The Secret Recipe for an Unforgettable Customer Experience (It’s Not Just the Core Product)
- May 15
- 3 min read
Every Great Experience Starts with a Recipe
A chef doesn’t walk into the kitchen and start guessing. They have a recipe—tried, tested, and reliably satisfying.
The same should be true for customer experience.
But here’s the thing: most businesses focus only on the main course (their product). They forget the ambiance, the service pacing, and the little amuse-bouche that makes you say, “Wow.”
After years of studying what actually makes people happy—from holidaymakers to restaurant-goers to B2B buyers—we’ve landed on a six-ingredient formula. It works across every interaction.
Here’s our recipe for a truly great customer experience.
1. Exceed Expectations (But Don’t Overpromise)
Years ago, while running a student satisfaction survey for Sheffield Hallam University, the chancellor gave me a brilliantly simple brief: “Measure satisfaction against expectations.”
That tiny phrase changes everything.
Every product, every service, every interaction carries a silent promise. Break that promise, and you lose trust. But here’s the delicate balance most brands get wrong: in the rush to attract customers, they overpromise.
Don’t.
Instead, undersell and overdeliver. Leave yourself room to surprise. That’s how you consistently exceed expectations without burning out your team or your reputation.

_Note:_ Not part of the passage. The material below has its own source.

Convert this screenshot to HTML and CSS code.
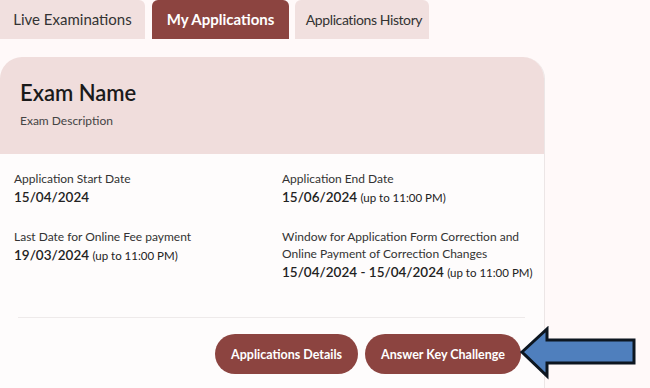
FILE: index.html
```html
<!DOCTYPE html>
<html>
<head>
    <title>My Applications</title>
    <link rel="stylesheet" href="styles.css">
</head>
<body>
    <div class="tabs">
        <div class="tab">Live Examinations</div>
        <div class="tab active">My Applications</div>
        <div class="tab">Applications History</div>
    </div>

    <div class="main">
        <div class="card">
            <div class="card-head">
                <h2>Exam Name</h2>
                <p>Exam Description</p>
            </div>
            <div class="card-body">
                <div class="dates">
                    <div class="item">
                        <div class="label">Application Start Date</div>
                        <div class="value">15/04/2024</div>
                    </div>
                    <div class="item">
                        <div class="label">Application End Date</div>
                        <div class="value">15/06/2024 <span>(up to 11:00 PM)</span></div>
                    </div>
                    <div class="item">
                        <div class="label">Last Date for Online Fee payment</div>
                        <div class="value">19/03/2024 <span>(up to 11:00 PM)</span></div>
                    </div>
                    <div class="item">
                        <div class="label">Window for Application Form Correction and Online Payment of Correction Changes</div>
                        <div class="value">15/04/2024 - 15/04/2024 <span>(up to 11:00 PM)</span></div>
                    </div>
                </div>
                <div class="divider"></div>
                <div class="actions">
                    <button class="btn">Applications Details</button>
                    <button class="btn">Answer Key Challenge</button>
                </div>
            </div>
        </div>
        <div class="pointer">
            <svg width="120" height="56" viewBox="0 0 120 56">
                <polygon points="2,26 27,3 27,14 114,14 114,37 27,37 27,50" fill="#4f7fbd" stroke="#0d1620" stroke-width="3" stroke-linejoin="miter"/>
            </svg>
        </div>
    </div>
</body>
</html>
```

FILE: styles.css
```css
body {
    margin: 0;
    background: #fff9f9;
    font-family: Lato, "Noto Sans", sans-serif;
    color: #222;
    width: 650px;
    height: 388px;
    overflow: hidden;
}
.tabs {
    display: flex;
    gap: 6px;
}
.tab {
    background: #f1e0df;
    color: #333;
    font-size: 15px;
    height: 39px;
    line-height: 39px;
    text-align: center;
    white-space: nowrap;
    border-radius: 6px 6px 0 0;
    box-sizing: border-box;
}
.tab:nth-child(1) {
    width: 145px;
    border-top-left-radius: 0;
}
.tab:nth-child(2) {
    width: 137px;
    margin-left: 1px;
}
.tab:nth-child(3) {
    width: 134px;
    font-size: 14px;
    letter-spacing: -0.4px;
    padding-left: 4px;
}
.tab.active {
    background: #8c4440;
    color: #fff;
    font-weight: bold;
}
.main {
    display: flex;
    margin-top: 18px;
}
.card {
    width: 545px;
    flex-shrink: 0;
    border-radius: 22px 22px 0 0;
    overflow: hidden;
    background: #fefcfc;
    border-right: 1px solid #ece6e6;
    box-sizing: border-box;
    height: 340px;
}
.card-head {
    background: #f0dddc;
    padding: 22px 20px 0;
    height: 75px;
}
.card-head h2 {
    margin: 0;
    font-size: 22px;
    font-weight: 600;
    color: #1a1a1a;
}
.card-head p {
    margin: 7px 0 0;
    font-size: 12px;
    color: #444;
}
.card-body {
    padding: 16px 0 0 14px;
}
.dates {
    display: grid;
    grid-template-columns: 268px 258px;
    row-gap: 23px;
}
.label {
    font-size: 12px;
    color: #333;
    line-height: 17px;
}
.value {
    font-size: 13.5px;
    font-weight: 600;
    color: #222;
    margin-top: 2px;
}
.value span {
    font-size: 11.5px;
    font-weight: normal;
}
.divider {
    border-top: 1px solid #eeeaea;
    margin: 37px 19px 0 4px;
}
.actions {
    display: flex;
    justify-content: flex-end;
    gap: 7px;
    padding: 16px 23px 0 0;
}
.btn {
    background: #8c4440;
    color: #fff;
    border: none;
    border-radius: 20px;
    height: 40px;
    padding: 0 16px;
    font-family: Lato, "Noto Sans", sans-serif;
    font-size: 12.5px;
    font-weight: bold;
}
.pointer {
    margin-top: 269px;
    margin-left: -25px;
}
```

2. Make It Effortless (Seamless Transaction)
A great experience should feel like it’s barely there.
Think Amazon’s one-click purchase. A hotel transfer that just works. A waiter who appears the moment your glass is empty. A returns process that doesn’t feel like a medieval maze.
The best experiences are almost invisible. You only notice the mechanics when they fail.
So ask yourself: where is your customer currently experiencing friction? Then remove it. Quietly. Completely.
3. Hand Over the Steering Wheel (Give Control)
No one likes feeling trapped in a rigid, supplier-controlled process.
Even if we never use it, knowing we have control changes everything. The ability to change a delivery date. Split a dish at a restaurant. Downgrade a software plan without a penalty or a painful phone call.
Flexibility isn’t a nice-to-have. It’s a trust signal.
When you empower customers, they stop feeling like prisoners of your process—and start feeling like partners.
4. Add a Little Magic Sauce (Unexpected Delight)
Here’s a secret: the most memorable part of an experience is rarely the core product.
It’s the treat on the pillow. The complimentary upgrade. The amuse-bouche from the chef. A handwritten thank-you note in a shipped box.
The human brain is wired to value positive surprises far more than predictable rewards. You don’t need a big budget. You just need thoughtfulness.
That little unexpected moment? That’s what people tell their friends about.
5. Align on Values (Because Integrity Matters)
People don’t just buy what you do. They buy who you are.
A great purchase experience goes beyond the transaction. Customers want to know you treat your staff well, source responsibly, and take their privacy seriously.
When values align, customers feel good not just about the purchase—but about their choice of provider. And that’s a very different, much stickier kind of loyalty.
Honesty and integrity aren’t marketing angles. They’re the new table stakes.
6. Recover Beautifully (Failure Is Inevitable. Redemption Is Optional.)
Things will go wrong. That’s not the failure. The real failure is how you respond.
A great company makes amends quickly and generously. The hotel that fixes a booking error with an upgrade and a free meal. The restaurant that replaces an overcooked steak and removes it from the bill.
Here’s the counterintuitive truth: customers often remember a strong recovery more fondly than a flawless experience.
Why? Because a good recovery proves you care when it actually matters.
Conclusion: Master the Recipe, Earn the Loyalty
Exceptional customer experience isn’t accidental. It’s carefully crafted.
Manage expectations.
Remove friction.
Empower your customers.
Add unexpected delight.
Stand for something real.
Recover with grace.
Like any great recipe, consistency is the real secret ingredient. Master these six elements, and you won’t just satisfy customers.
You’ll serve up experiences they come back for—again and again.